| Short problem |
Count the lines below that contain the word "React" and give only the number.

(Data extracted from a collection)
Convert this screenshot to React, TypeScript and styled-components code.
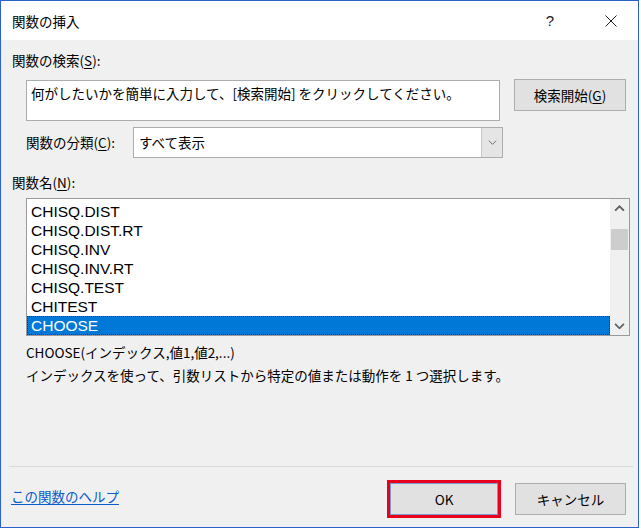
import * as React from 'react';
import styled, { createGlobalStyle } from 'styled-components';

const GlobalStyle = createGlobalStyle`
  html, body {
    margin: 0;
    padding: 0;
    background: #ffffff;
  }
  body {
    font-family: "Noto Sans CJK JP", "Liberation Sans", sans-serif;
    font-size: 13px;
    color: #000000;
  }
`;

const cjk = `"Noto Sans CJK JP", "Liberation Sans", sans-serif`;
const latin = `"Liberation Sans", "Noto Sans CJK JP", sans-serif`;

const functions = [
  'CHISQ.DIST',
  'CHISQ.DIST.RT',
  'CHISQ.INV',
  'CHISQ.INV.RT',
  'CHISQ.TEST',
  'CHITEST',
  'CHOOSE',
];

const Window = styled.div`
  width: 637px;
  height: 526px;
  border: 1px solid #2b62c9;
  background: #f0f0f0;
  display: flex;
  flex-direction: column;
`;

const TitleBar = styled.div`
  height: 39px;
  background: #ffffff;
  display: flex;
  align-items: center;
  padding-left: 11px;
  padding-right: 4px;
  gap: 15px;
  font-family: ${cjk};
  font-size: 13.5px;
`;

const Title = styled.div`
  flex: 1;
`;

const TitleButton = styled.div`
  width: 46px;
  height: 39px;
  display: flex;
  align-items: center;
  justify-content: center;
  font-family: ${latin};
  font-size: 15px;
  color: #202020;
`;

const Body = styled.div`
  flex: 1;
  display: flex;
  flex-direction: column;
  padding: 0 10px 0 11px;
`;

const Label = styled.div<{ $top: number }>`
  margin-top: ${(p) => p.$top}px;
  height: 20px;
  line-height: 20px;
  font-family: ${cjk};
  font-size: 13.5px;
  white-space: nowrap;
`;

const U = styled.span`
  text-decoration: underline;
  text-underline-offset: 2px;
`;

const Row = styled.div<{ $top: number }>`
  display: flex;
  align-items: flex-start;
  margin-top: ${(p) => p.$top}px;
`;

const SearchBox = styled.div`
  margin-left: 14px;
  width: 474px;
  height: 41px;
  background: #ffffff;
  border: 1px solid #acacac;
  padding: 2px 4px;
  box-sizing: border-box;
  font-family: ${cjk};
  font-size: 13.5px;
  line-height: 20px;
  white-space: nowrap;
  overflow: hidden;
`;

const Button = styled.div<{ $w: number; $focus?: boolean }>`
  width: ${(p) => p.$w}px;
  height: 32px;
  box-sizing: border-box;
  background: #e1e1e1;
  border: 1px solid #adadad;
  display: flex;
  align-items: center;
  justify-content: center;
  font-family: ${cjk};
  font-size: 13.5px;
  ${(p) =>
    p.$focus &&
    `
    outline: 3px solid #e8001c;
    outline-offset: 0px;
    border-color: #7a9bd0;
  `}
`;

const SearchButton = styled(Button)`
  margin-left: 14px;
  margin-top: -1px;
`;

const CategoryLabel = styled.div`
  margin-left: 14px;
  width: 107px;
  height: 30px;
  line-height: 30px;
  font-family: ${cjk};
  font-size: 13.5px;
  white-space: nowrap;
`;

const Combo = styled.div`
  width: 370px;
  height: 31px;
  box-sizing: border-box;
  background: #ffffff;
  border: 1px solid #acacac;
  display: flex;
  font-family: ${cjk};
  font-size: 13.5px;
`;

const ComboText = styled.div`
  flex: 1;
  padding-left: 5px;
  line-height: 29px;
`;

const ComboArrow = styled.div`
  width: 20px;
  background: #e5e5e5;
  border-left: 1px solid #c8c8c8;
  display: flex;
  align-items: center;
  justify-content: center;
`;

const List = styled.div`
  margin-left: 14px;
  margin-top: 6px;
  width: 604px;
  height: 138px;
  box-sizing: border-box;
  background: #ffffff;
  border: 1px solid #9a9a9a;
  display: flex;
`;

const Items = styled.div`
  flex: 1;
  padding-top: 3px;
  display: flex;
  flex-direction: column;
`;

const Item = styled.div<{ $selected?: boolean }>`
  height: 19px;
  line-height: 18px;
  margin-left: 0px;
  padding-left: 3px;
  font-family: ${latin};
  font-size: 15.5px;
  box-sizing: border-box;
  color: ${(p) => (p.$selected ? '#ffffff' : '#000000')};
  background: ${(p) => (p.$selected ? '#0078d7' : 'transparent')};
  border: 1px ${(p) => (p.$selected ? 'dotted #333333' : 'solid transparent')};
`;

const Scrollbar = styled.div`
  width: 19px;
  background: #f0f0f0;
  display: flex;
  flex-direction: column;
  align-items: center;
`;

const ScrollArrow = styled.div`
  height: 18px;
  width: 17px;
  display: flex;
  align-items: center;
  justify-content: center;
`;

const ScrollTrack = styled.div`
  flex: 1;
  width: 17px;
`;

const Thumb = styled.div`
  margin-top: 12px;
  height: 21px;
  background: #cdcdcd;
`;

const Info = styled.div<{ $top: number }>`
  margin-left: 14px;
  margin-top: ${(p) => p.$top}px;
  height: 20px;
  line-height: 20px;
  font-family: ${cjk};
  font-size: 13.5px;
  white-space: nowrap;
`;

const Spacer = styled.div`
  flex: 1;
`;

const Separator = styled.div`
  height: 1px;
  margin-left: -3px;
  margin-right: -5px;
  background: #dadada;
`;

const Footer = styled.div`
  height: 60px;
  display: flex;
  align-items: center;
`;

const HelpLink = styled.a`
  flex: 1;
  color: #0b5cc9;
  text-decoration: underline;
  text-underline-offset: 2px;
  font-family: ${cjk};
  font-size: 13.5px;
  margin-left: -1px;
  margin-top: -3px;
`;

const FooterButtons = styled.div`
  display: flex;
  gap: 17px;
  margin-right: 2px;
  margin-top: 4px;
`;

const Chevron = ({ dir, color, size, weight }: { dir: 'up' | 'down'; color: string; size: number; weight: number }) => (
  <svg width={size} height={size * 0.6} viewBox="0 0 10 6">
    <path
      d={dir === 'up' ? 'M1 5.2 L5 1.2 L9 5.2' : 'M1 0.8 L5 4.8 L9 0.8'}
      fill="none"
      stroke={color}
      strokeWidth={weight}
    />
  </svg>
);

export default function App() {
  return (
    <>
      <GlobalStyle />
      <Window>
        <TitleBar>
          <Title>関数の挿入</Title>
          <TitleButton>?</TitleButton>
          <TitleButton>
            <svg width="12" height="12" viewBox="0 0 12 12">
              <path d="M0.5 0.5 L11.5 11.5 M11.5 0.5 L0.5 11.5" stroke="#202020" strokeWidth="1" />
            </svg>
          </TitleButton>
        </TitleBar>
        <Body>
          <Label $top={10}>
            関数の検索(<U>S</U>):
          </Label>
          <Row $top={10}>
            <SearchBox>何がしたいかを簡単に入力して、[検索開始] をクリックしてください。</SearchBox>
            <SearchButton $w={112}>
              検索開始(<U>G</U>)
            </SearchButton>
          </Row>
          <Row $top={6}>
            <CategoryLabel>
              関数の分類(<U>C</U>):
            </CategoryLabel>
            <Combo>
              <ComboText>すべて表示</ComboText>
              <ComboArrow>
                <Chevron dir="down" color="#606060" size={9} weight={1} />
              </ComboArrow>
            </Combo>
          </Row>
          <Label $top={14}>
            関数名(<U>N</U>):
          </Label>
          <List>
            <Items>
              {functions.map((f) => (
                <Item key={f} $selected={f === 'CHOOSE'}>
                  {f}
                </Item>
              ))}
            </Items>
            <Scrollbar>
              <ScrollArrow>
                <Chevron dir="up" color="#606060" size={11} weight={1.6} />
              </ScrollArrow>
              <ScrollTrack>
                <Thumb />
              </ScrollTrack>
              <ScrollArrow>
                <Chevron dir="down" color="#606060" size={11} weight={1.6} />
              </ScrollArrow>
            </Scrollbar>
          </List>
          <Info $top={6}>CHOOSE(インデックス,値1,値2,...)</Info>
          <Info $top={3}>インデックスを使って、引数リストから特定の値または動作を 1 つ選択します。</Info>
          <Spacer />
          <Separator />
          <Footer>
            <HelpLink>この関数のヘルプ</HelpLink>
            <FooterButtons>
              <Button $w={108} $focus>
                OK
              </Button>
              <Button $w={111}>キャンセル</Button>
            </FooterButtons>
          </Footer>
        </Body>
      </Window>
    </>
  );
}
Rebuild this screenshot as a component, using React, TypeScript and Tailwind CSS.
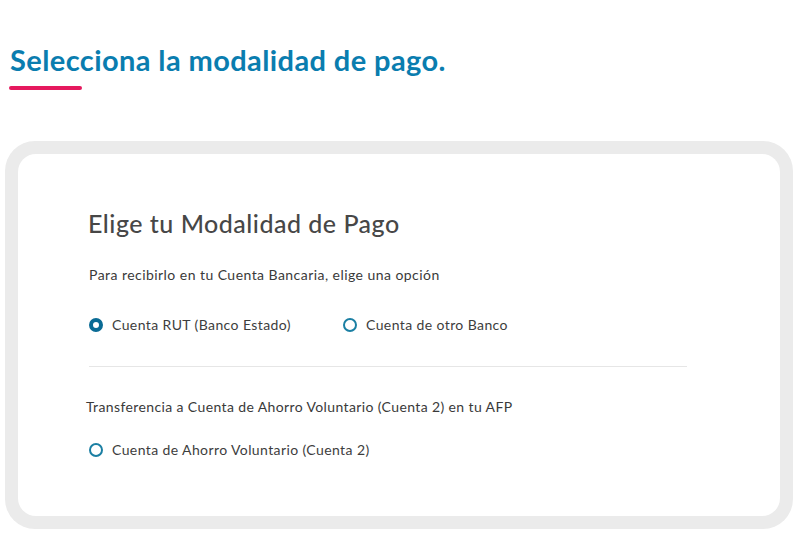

| Result of this task |
3